DIRECTION:
Determine the number of lines containing the word "this". Reply with it and nothing else.

ENTRIES:
>> START

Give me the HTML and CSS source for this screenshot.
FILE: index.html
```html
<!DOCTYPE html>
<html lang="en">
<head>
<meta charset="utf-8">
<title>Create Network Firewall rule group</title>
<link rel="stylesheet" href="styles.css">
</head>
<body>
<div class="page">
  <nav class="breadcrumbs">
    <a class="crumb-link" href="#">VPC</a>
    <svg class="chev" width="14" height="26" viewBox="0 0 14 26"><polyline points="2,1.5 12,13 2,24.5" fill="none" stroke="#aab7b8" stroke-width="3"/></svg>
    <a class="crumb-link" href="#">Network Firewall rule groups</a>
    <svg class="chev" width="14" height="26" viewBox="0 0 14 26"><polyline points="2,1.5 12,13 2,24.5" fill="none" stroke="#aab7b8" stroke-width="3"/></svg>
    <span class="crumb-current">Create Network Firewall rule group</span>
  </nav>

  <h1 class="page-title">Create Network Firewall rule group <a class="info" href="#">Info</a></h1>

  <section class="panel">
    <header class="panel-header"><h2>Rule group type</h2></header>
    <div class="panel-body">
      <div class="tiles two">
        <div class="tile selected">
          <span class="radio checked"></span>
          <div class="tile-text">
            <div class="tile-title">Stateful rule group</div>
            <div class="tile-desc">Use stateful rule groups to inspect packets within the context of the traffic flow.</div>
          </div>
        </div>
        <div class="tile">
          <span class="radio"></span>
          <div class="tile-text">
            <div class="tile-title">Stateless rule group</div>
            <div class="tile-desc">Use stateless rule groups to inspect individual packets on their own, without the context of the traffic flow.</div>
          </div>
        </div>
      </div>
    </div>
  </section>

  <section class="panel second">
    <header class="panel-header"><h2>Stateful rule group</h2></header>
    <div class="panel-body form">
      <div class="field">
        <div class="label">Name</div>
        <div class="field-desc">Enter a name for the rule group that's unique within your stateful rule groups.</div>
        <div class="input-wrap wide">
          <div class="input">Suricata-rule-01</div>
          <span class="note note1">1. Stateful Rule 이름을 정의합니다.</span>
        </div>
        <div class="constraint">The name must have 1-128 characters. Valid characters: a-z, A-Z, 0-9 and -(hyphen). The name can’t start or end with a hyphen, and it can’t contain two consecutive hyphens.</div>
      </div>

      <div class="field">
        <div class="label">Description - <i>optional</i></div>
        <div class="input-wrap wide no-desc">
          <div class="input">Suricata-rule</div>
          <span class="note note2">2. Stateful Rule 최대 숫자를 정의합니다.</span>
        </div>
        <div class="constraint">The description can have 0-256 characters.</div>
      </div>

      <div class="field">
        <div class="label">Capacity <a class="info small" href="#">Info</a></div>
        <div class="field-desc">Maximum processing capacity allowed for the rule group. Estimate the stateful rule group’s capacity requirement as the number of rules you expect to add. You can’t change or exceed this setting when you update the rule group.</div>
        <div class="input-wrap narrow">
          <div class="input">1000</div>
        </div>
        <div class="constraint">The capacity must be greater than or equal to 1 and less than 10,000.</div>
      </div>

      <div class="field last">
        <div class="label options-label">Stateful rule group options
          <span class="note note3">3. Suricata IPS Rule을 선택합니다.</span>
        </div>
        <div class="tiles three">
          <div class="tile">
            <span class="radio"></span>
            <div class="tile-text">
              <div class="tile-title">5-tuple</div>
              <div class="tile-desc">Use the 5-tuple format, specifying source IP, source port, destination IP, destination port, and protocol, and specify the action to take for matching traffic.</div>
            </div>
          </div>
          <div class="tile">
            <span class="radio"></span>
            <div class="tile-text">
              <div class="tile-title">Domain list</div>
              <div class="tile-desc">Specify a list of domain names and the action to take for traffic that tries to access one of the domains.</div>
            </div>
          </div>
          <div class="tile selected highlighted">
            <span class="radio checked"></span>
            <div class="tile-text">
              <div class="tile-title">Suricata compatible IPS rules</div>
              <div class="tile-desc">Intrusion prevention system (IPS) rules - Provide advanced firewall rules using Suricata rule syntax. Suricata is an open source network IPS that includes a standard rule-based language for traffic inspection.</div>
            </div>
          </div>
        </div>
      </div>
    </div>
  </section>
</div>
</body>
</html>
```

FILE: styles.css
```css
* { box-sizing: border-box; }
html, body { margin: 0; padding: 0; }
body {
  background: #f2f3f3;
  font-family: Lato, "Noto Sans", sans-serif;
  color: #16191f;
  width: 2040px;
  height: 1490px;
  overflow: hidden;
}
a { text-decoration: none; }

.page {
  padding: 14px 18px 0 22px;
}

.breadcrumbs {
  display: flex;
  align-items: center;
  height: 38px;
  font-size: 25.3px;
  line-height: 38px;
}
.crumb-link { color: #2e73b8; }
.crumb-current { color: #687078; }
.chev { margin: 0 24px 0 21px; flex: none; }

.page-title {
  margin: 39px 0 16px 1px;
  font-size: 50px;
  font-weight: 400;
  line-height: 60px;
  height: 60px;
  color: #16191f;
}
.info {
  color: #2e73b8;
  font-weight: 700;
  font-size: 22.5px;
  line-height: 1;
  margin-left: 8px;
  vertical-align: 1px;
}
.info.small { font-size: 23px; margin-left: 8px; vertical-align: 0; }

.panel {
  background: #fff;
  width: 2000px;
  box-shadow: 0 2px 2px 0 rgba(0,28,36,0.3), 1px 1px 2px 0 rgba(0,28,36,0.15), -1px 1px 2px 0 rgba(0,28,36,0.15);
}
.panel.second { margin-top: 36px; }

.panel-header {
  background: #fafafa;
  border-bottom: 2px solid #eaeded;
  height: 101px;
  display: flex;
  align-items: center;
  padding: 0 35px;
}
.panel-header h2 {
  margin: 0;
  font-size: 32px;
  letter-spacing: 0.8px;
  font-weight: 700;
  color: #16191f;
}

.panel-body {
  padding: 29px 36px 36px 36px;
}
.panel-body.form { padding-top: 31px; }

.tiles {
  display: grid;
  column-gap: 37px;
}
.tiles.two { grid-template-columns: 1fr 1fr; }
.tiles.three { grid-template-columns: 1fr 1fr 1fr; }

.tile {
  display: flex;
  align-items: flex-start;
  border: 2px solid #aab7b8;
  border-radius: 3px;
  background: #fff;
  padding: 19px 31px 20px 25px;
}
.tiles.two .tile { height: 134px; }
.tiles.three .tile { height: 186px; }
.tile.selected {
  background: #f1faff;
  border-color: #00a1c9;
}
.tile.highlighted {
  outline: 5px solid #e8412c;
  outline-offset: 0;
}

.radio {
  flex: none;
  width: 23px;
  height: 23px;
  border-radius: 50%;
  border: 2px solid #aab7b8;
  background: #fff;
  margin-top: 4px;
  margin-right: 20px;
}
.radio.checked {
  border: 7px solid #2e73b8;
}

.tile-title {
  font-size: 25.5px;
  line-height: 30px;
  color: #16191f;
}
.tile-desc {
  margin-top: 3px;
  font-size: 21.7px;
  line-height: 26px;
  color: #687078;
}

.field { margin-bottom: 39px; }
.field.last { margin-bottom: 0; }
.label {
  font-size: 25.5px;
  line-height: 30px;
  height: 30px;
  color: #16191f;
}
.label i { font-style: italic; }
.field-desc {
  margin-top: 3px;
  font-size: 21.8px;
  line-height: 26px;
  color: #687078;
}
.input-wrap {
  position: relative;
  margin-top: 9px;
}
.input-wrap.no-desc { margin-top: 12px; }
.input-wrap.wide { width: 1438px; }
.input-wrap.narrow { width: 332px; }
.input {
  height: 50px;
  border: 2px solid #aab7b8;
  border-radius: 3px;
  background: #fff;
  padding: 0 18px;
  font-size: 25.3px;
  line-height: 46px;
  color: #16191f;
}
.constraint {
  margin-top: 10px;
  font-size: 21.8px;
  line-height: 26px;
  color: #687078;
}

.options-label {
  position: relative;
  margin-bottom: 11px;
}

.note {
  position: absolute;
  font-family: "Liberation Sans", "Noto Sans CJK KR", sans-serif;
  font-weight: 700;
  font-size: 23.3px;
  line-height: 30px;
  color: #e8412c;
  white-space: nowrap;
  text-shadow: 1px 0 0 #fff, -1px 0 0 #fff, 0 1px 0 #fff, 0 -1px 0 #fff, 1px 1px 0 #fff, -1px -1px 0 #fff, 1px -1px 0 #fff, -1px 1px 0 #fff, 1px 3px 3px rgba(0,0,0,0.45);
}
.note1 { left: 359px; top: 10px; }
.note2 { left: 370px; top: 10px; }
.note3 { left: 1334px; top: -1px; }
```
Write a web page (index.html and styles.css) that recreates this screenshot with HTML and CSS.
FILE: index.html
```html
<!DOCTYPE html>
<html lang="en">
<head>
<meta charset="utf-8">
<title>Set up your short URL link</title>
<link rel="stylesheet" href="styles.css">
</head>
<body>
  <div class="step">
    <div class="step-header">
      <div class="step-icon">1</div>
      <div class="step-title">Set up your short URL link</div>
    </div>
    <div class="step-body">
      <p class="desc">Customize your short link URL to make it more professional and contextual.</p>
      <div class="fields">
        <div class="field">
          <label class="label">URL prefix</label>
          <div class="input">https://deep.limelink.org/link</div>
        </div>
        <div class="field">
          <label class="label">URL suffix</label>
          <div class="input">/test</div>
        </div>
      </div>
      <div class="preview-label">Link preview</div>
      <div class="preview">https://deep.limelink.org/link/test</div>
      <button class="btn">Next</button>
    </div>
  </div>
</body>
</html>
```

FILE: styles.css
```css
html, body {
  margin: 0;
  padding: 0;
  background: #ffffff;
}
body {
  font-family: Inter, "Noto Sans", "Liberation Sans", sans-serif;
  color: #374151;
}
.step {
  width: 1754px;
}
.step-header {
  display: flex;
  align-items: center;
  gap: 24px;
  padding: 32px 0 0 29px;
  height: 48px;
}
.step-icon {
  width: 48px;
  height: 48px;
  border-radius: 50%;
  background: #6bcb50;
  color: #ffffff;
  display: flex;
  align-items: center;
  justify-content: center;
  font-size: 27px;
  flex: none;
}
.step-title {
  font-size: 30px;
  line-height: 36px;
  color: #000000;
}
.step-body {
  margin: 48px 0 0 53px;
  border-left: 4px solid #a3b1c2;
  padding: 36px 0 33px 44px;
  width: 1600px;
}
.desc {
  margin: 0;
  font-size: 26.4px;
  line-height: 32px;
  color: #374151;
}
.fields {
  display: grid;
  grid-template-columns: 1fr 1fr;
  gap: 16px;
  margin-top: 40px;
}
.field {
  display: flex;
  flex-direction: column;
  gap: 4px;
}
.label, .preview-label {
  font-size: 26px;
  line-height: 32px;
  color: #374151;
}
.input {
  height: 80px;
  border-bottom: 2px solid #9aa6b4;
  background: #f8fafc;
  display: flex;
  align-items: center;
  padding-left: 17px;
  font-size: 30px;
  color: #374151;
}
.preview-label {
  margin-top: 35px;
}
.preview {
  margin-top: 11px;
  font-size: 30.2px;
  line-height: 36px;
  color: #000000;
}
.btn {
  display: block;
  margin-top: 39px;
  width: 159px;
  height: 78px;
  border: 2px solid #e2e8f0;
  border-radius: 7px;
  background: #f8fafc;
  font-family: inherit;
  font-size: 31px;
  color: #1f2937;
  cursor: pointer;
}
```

>> END

EXERCISE RESPONSE:
3